Abstract

Electroluminescent (EL) and negative electroluminescent (NEL) devices are radiative thermoelectric energy converters that use electric power for refrigeration. For the EL system, we apply a forward bias to the emitter that we want to cool, whereas a reverse bias voltage is applied to the hot absorber for the NEL system. In this work, we derive the thermodynamic limits of the cooling power density and coefficient of performance (COP) of near-field EL and NEL refrigeration systems based on entropy analysis that considers near-field effects. We show numerically that operating the EL and NEL systems in the near-field regime could increase the cooling power density and the COP bounds to a certain extent.

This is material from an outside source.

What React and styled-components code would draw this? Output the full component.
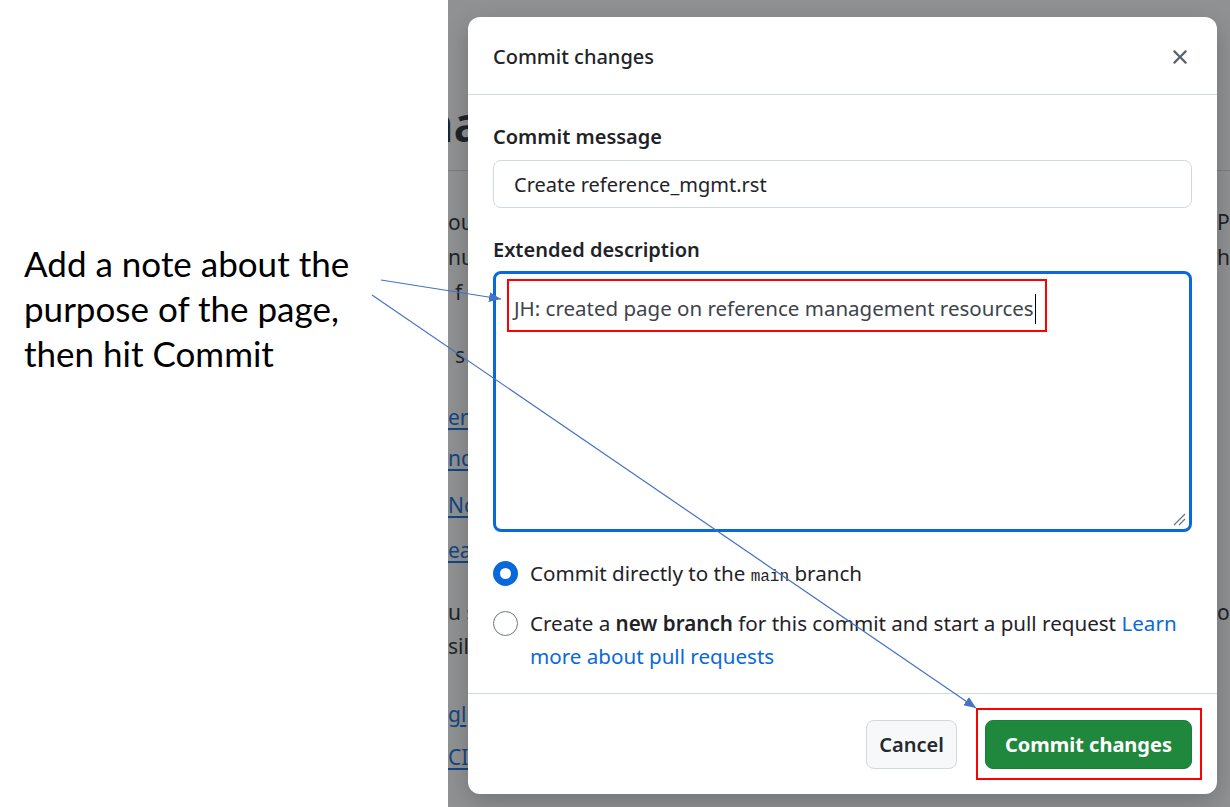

As the vacuum gap decrease from 1000 to 10 nm, the near-field effects improve the performance of the NEL system all the time, but the performance of the EL system increases to the optimal value and then decreases. In addition, the increase in temperature difference weakens the performance of both refrigeration systems greatly. Moreover, we also investigate the effects of the absence of sub-bandgap thermal radiation on the performance of the EL and NEL systems. Our work indicates significant opportunities for evaluating the performance of near-field radiative thermoelectric energy converters from the perspective of thermodynamic limits. Meanwhile, these results establish the targets for cooling power density and COP of the near-field EL and NEL systems.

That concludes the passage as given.